MBJ: What is MOG doing to acquire licenses/content? Where do you feel MOG has the most potential for growth in terms of its catalogue?
Anu Kirk: MOG uses a company called MediaNet as the provider for our catalogue. We also have our own in-house licensing team of people with some legal background, some label background, and we proactively reach out to specific labels that we want to make sure that we have on board. This process is based on feedback from our users, who request such content, but also on our knowledge of the industry and our desire to bring in, so to speak, cool labels. We reach out and ask these labels if they’d like to be part of MOG. We have contracts, or terms that we offer them, we send out an agreement, and hope that they sign.
MBJ: Do you find that MOG has been reaching out to smaller indie labels lately, or is MOG still focused on trying to make deals with larger independent or major record labels?

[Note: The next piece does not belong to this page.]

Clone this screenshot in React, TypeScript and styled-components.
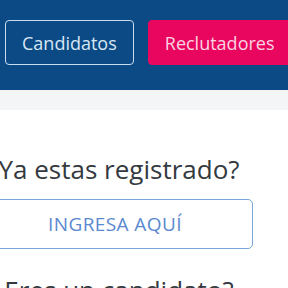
import React from "react";
import styled, { createGlobalStyle } from "styled-components";

const GlobalStyle = createGlobalStyle`
  html, body {
    margin: 0;
    padding: 0;
    background: #ffffff;
    font-family: "Open Sans", "Noto Sans", sans-serif;
    overflow: hidden;
  }
`;

const Header = styled.header`
  height: 90px;
  box-sizing: border-box;
  padding: 20px 0 0 5px;

  display: flex;
  gap: 14px;

  background-color: #0b4a84;
  white-space: nowrap;
`;

const NavButton = styled.button<{ $filled?: boolean }>`
  height: 45px;
  box-sizing: border-box;
  padding: 0 16px;
  flex-shrink: 0;

  font-family: inherit;
  font-size: 18px;
  color: ${({ $filled }) => ($filled ? "#fcd3e2" : "#d8e7f6")};

  background-color: ${({ $filled }) => ($filled ? "#e9065f" : "transparent")};
  border: 1px solid ${({ $filled }) => ($filled ? "#e9065f" : "#c9dcef")};
  border-radius: 4px;
`;

const Band = styled.div`
  height: 20px;
  background-color: #f4f5f7;
`;

const Content = styled.main`
  width: 276px;
  margin-left: -23px;
  padding-top: 43px;

  display: flex;
  flex-direction: column;
  align-items: center;
`;

const Question = styled.h2`
  margin: 0 0 0 8px;

  font-size: 26px;
  font-weight: 400;
  line-height: 32px;
  color: #343a40;
  white-space: nowrap;
`;

const OutlineButton = styled.button`
  width: 100%;
  height: 50px;
  margin: 14px 0 25px;

  font-family: inherit;
  font-size: 19px;
  letter-spacing: 0.4px;
  color: #5a89cf;

  background: #ffffff;
  border: 1px solid #78a4d6;
  border-radius: 5px;
`;

export default function App() {
  return (
    <>
      <GlobalStyle />
      <Header>
        <NavButton>Candidatos</NavButton>
        <NavButton $filled>Reclutadores</NavButton>
      </Header>
      <Band />
      <Content>
        <Question>Ya estas registrado?</Question>
        <OutlineButton>INGRESA AQUÍ</OutlineButton>
        <Question>Eres un candidato?</Question>
      </Content>
    </>
  );
}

AK: Well, I feel that ‘indie label’ is sort of a vague term. Fifteen years ago, an indie label would have been something like Amphetamine Reptile, or something like SST [Records]. But today, an indie label can literally be a guy that’s made a couple of records on his computer. I definitely think there’s a difference between that and a company that has been around for a couple of years with a sizable catalogue and sales of physical product. And sometimes, if it’s a label that people have heard of in spite of the tiny genre it serves, we go after it. But many smaller labels that are genre specific, or even just digital, come to us directly because they’ve heard about the service and they want to make sure their music is placed. Many are happy to go through an aggregator like IODA, CD Baby, Tunecore, or a service like that. One of the interesting things about being a record label today is that it is not all that different from what running a label was like back in the days of physical media. Think about what you’re trying to do at a label: you’re trying to sell your product. In the old days, you would be on the phone with distributors trying to make sure that your record was at Tower Records, the Virgin Megastore, Sam Goody, and the warehouse. Now you make sure that you’re on MOG, iTunes, Rhapsody, and Rdio. The label has some interest in getting their stuff to us as well. Continue Reading full interview…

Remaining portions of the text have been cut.